Abbasid, Inc. v. First Natl. Bank of Santa Fe
Azhar Said on behalf of Plaintiff-Appellant Abbasid, Inc. sued the Los Alamos National Bank and First National Bank of Santa Fe for negligence in paying and accepting checks intended for the business but that his now ex-wife Bina Shahani had deposited in her cousin's account for personal use. The case was removed from Texas state to federal court, then removed to the U.S. District Court for the district of New Mexico. The district court dismissed the negligence claim on the grounds that the Bank owed no duty of care to Abbasid and that the claim and was preempted by statute which imposed strict liability. After trial, the jury returned a special verdict that the Bank did not convert any of Abbasid's checks. Abbasid timely filed a motion for a new trial which was denied. Among the issues Abbasid raised on appeal: (1) the district court improperly denied its motion for new trial claiming that the verdict was against the weight of the evidence; and (2) the court improperly excluded evidence of the Bank’s check-handling policies. Finding that most of Abbasid's claims of error were not properly preserved or that any error was mooted by the verdict, the Tenth Circuit affirmed the district court's decision in the case.

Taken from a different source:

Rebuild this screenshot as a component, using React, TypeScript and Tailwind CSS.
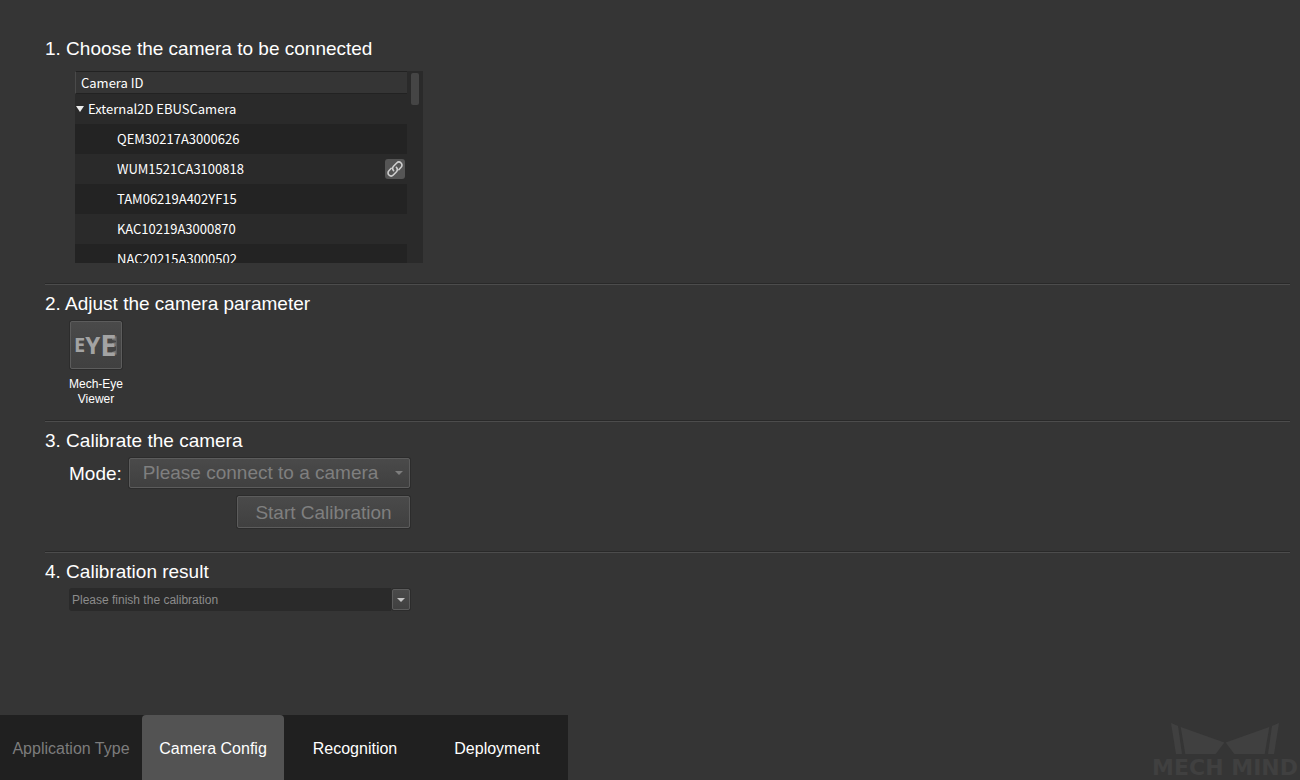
import React from "react";

const cameras = [
  { id: "QEM30217A3000626", linked: false },
  { id: "WUM1521CA3100818", linked: true },
  { id: "TAM06219A402YF15", linked: false },
  { id: "KAC10219A3000870", linked: false },
  { id: "NAC20215A3000502", linked: false },
];

const tabs = [
  { label: "Application Type", tone: "text-[#7c7c7c]" },
  { label: "Camera Config", tone: "rounded-t bg-[#535353] text-white", current: true },
  { label: "Recognition", tone: "text-white" },
  { label: "Deployment", tone: "text-white" },
];

const raised =
  "rounded-xs border border-[#5c5c5c] bg-linear-to-b from-[#4a4a4a] to-[#404040] shadow-[0_0_0_1px_#2c2c2c]";

function Section({ title, className, children }: { title: string; className: string; children: React.ReactNode }) {
  return (
    <section className={className}>
      <h2 className="text-[19px] leading-6 text-white">{title}</h2>
      {children}
    </section>
  );
}

function Divider() {
  return <hr className="h-0.5 border-t border-b border-t-[#292929] border-b-[#4c4c4c]" />;
}

function LinkIcon() {
  return (
    <svg viewBox="0 0 20 20" className="size-5" fill="none" stroke="#cfcfcf" strokeWidth="1.6" strokeLinecap="round" aria-hidden="true">
      <path d="M8.6 11.6a3 3 0 0 1-.1-4.3l3.2-3.3a3.05 3.05 0 0 1 4.4 4.3l-2.3 2.4" />
      <path d="M11.4 8.4a3 3 0 0 1 .1 4.3l-3.2 3.3a3.05 3.05 0 0 1-4.4-4.3l2.3-2.4" />
    </svg>
  );
}

function EyeMark() {
  return (
    <svg viewBox="0 0 50 46" className="h-[46px] w-[50px] font-['Noto_Sans',sans-serif] font-bold" aria-hidden="true">
      <path d="M41 13l5 2v4l-5-1zM41 21l5-1v4l-5 1zM41 30l5-2v4l-5 2z" fill="#707070" />
      <path d="M45 14l1 1v17l-1 1z" fill="#606060" />
      <text x="3" y="30" fontSize="20" fill="#a3a3a3">
        E<tspan fontSize="24" dy="2">Y</tspan>
        <tspan fontSize="29" dy="2">E</tspan>
      </text>
    </svg>
  );
}

function Brand() {
  return (
    <div className="flex flex-col items-center gap-0.5 pr-0.5 text-[#404040]">
      <svg viewBox="0 0 108 31" className="h-[31px] w-[108px]" fill="currentColor" aria-hidden="true">
        <path d="M0 0l7 3 4 28H5zM9.7 4L53.3 19.5 44.7 31H14.3zM98.3 4L54.7 19.5 63.3 31h30.4zM108 0l-7 3-4 28h6z" />
      </svg>
      <span className="font-['DejaVu_Sans',sans-serif] text-[22px] leading-6 font-bold whitespace-nowrap">MECH MIND</span>
    </div>
  );
}

export default function App() {
  return (
    <div className="flex min-h-screen flex-col bg-[#353535] font-['Liberation_Sans',Arial,sans-serif] text-white">
      <main className="flex-1 pt-[37px] pr-2.5 pl-[45px]">
        <Section title="1. Choose the camera to be connected" className="pb-5">
          <div className="mt-2.5 ml-[30px] flex h-48 max-w-[348px] overflow-hidden bg-[#2a2a2a] font-['Noto_Sans_CJK_SC',sans-serif] text-[13px] leading-4">
            <table className="h-max flex-1 border-separate border-spacing-0 text-left">
              <thead>
                <tr className="h-[23px] bg-[#353535]">
                  <th colSpan={2} className="border-y border-l border-y-[#222222] border-l-[#4a4a4a] px-[5px] font-normal">
                    Camera ID
                  </th>
                </tr>
              </thead>
              <tbody>
                <tr className="h-[30px]">
                  <td colSpan={2}>
                    <button type="button" className="flex items-center gap-1 pl-px">
                      <svg viewBox="0 0 8 6" className="h-1.5 w-2" fill="#ececec" aria-hidden="true">
                        <path d="M0 0h8L4 6z" />
                      </svg>
                      External2D EBUSCamera
                    </button>
                  </td>
                </tr>
                {cameras.map((camera) => (
                  <tr key={camera.id} className="h-[30px] odd:bg-[#2a2a2a] even:bg-[#232323]">
                    <td className="pl-[42px]">{camera.id}</td>
                    <td className="w-[22px] pr-0.5">
                      {camera.linked && (
                        <button type="button" aria-label="Disconnect camera" className="block size-5 rounded-[3px] bg-[#555555]">
                          <LinkIcon />
                        </button>
                      )}
                    </td>
                  </tr>
                ))}
              </tbody>
            </table>
            <div className="w-4 px-1 pt-0.5">
              <div className="h-8 rounded-xs bg-[#454545]" />
            </div>
          </div>
        </Section>

        <Divider />

        <Section title="2. Adjust the camera parameter" className="pt-[7px] pb-[13px]">
          <button type="button" className="mt-[5px] ml-6 flex flex-col items-center gap-2 text-[12px] leading-[15px]">
            <span className={`flex ${raised}`}>
              <EyeMark />
            </span>
            <span>
              Mech-Eye
              <br />
              Viewer
            </span>
          </button>
        </Section>

        <Divider />

        <Section title="3. Calibrate the camera" className="pt-[7px] pb-[23px]">
          <div className="mt-[5px] ml-6 flex max-w-[341px] flex-col items-end gap-2 text-[19px] leading-7">
            <div className="flex w-full items-center gap-[7px]">
              <label htmlFor="mode" className="pt-0.5">Mode:</label>
              <div className="relative flex-1">
                <select
                  id="mode"
                  disabled
                  className={`block h-[30px] w-full appearance-none pl-[13px] leading-7 text-[#7f7f7f] opacity-100 ${raised}`}
                >
                  <option>Please connect to a camera</option>
                </select>
                <svg viewBox="0 0 8 4" className="pointer-events-none absolute top-[13px] right-[7px] h-1 w-2" fill="#7d7d7d" aria-hidden="true">
                  <path d="M0 0h8L4 4z" />
                </svg>
              </div>
            </div>
            <button type="button" disabled className={`h-8 w-[173px] pt-0.5 text-[#7f7f7f] ${raised}`}>
              Start Calibration
            </button>
          </div>
        </Section>

        <Divider />

        <Section title="4. Calibration result" className="pt-[7px] pb-6">
          <div className="relative mt-1 ml-6 max-w-[341px]">
            <select
              aria-label="Calibration result"
              className="block h-[23px] w-full appearance-none rounded-[3px] bg-[#2a2a2a] pl-[3px] text-[12px] text-[#8c8c8c]"
            >
              <option>Please finish the calibration</option>
            </select>
            <span className="pointer-events-none absolute inset-y-0 right-0 flex w-[19px] bg-[#353535] py-px pl-px">
              <span className={`flex flex-1 items-center justify-center ${raised}`}>
                <svg viewBox="0 0 8 4" className="h-1 w-2" fill="#c4c4c4" aria-hidden="true">
                  <path d="M0 0h8L4 4z" />
                </svg>
              </span>
            </span>
          </div>
        </Section>
      </main>

      <footer className="flex items-end justify-between">
        <nav className="flex bg-[#202020]">
          {tabs.map((tab) => (
            <button
              key={tab.label}
              type="button"
              aria-current={tab.current ? "page" : undefined}
              className={`h-[65px] w-[142px] pt-0.5 text-[16px] ${tab.tone}`}
            >
              {tab.label}
            </button>
          ))}
        </nav>
        <Brand />
      </footer>
    </div>
  );
}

TIFD III-E Inc. v. United States
The United States appealed from a judgment of the district court invalidating two notices of Final Partnership Administrative Adjustments issued by the IRS. The district court so ruled because it concluded that the taxpayer's characterization of two tax-exempt Dutch banks as its partners in Castle Harbour LLC was proper under Internal Revenue Code 704(e)(1). The district court also concluded that, even if the banks did not qualify as partners under section 704(e)(1), the government was not entitled to impose a penalty pursuant to Internal Revenue Code 6662. The court held that the evidence compelled the conclusion that the banks did not qualify as partners under section 704(e)(1), and that the government was entitled to impose a penalty on the taxpayer for substantial understatement of income. Accordingly, the judgment of the district court was reversed.
Haggard v. Bank of the Ozarks, Inc.
This appeal was from the grant of summary judgment in a diversity case in which plaintiff was a limited partner in a partnership that received a loan from defendant. The dispute stemmed from a limited guaranty agreement between the Bank and plaintiffs, who became a guarantor of the loan received by the partnership. At issue was whether the guaranty agreement only required payment from the guarantor once the balance of the outstanding loan was $500,000 or less. The district court ruled that the payment was immediately due regardless of whether the balance of the loan had been reduced to $500,000. Because the court found the language of the guaranty agreement ambiguous, the court held that the district court erred by accepting the Bank's interpretation and granting summary judgment. Therefore, the court vacated the summary judgment and remanded to the district court. Further, the court affirmed the district court's denial of the motion for leave to file a supplemental claim. Finally, the court vacated the order awarding attorney's fees.
Indep. Trust Corp. v. Stewart Info. Serv. Corp.
The title company provided real estate closing services. From 1984 through 1995, it served as exclusive agent for defendant and managed an escrow account that defendant contractually agreed to insure. The title company was not profitable and its managers used escrow funds in a "Ponzi" scheme. In 1989, there was a $26 million shortfall. To fill the hole, the managers began looting another business, Intrust, to pay defendant's policyholders ($40.9 million) and to pay defendant directly ($27 million), so that defendant was a direct and indirect beneficiary of the title company's arrangement with Intrust. In 2000 the state agency learned that the funds were missing, took control of Intrust and placed it in receivership. In July 2010, the Receiver filed suit for money had and received, unjust enrichment, vicarious liability), aiding and abetting breach of fiduciary duty, and conspiracy. The district court dismissed based on the statute of limitations. The Seventh Circuit affirmed. The Illinois doctrine of adverse domination does not apply. That doctrine tolls the statute of limitations for a claim by a corporation against a nonboard-member co-conspirator of the wrongdoing board members.
Rivers, Jr. v. Wachovia Corp., et al.
Appellant, a former shareholder in Wachovia, sought to recover personally for the decline in value of his shares of Wachovia stock during the recent financial crisis. The district court dismissed the suit, concluding that appellant's complaint stated a claim derivative of injury to the corporation and that he was therefore barred from bringing a direct or individual cause of action against defendants. The court held that because appellant's varied attempts to recast his derivative claim as individual were unavailing, the judgment of the district court was affirmed.
Virnich v. Vorwald
Plaintiff sued individual defendants and a bank alleging violations of Wisconsin Statute section 134.01, which prohibits conspiracies to willfully or maliciously injure the reputation, trade, business or profession of another. Defendants had caused appointment of a receiver for plaintiff's business and had sued, claiming that plaintiff "looted" the business. A jury verdict against plaintiff was reversed. The receivership is still on appeal. The district court dismissed plaintiff's subsequent suit for failure to state a claim. The Seventh Circuit affirmed. While plaintiff did plead malice adequately to support a claim, the claim was barred by issue preclusion. Plaintiff was attempting to relitigate whether the imposition and ends of the receivership were proper.